%%
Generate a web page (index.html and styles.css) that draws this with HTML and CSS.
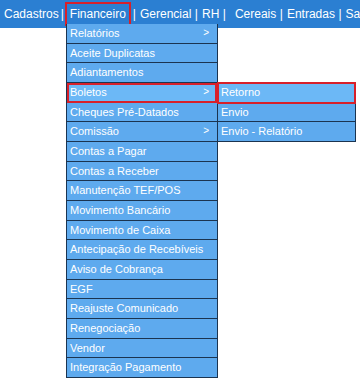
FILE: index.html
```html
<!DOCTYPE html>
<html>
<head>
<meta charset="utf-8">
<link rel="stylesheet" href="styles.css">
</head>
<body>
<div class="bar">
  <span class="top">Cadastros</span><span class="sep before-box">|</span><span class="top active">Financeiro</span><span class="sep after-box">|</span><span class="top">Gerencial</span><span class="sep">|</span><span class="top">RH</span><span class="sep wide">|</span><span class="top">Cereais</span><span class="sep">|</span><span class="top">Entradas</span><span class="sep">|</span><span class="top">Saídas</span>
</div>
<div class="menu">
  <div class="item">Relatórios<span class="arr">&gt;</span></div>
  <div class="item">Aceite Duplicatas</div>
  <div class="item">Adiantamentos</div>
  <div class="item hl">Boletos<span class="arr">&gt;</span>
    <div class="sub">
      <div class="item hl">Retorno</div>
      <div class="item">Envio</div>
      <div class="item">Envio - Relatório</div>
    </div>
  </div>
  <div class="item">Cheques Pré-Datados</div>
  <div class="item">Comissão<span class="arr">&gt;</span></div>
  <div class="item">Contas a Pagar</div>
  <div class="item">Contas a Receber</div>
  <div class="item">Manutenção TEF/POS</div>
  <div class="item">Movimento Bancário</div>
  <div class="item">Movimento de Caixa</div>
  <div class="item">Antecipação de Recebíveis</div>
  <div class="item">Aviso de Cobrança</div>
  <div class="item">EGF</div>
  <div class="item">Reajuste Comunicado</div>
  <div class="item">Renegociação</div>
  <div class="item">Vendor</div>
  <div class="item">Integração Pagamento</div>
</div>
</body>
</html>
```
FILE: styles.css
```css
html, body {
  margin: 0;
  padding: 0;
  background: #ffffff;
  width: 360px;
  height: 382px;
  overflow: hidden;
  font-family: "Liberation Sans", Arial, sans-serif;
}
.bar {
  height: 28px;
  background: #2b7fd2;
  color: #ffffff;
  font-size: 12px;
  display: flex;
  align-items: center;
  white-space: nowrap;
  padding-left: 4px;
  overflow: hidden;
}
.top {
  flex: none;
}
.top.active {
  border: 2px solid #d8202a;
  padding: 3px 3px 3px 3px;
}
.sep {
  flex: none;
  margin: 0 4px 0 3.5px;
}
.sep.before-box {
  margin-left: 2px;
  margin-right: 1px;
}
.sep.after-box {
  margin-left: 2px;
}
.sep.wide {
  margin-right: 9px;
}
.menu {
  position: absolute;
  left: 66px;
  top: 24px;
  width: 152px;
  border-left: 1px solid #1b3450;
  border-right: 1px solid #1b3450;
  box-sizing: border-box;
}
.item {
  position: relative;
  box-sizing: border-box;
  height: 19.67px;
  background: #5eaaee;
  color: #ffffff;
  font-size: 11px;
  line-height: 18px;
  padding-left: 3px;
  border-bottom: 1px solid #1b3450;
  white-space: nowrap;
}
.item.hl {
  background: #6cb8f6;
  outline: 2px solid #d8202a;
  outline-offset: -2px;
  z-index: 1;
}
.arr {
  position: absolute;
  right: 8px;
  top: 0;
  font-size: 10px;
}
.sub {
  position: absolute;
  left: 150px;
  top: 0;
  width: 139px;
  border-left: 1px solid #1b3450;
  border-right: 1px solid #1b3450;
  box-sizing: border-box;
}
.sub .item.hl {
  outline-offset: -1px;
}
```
%%
Copy every line in the listing above where the string "styles" turns up.

Generate a web page (index.html and styles.css) that draws this with HTML and CSS.
<link rel="stylesheet" href="styles.css">
FILE: styles.css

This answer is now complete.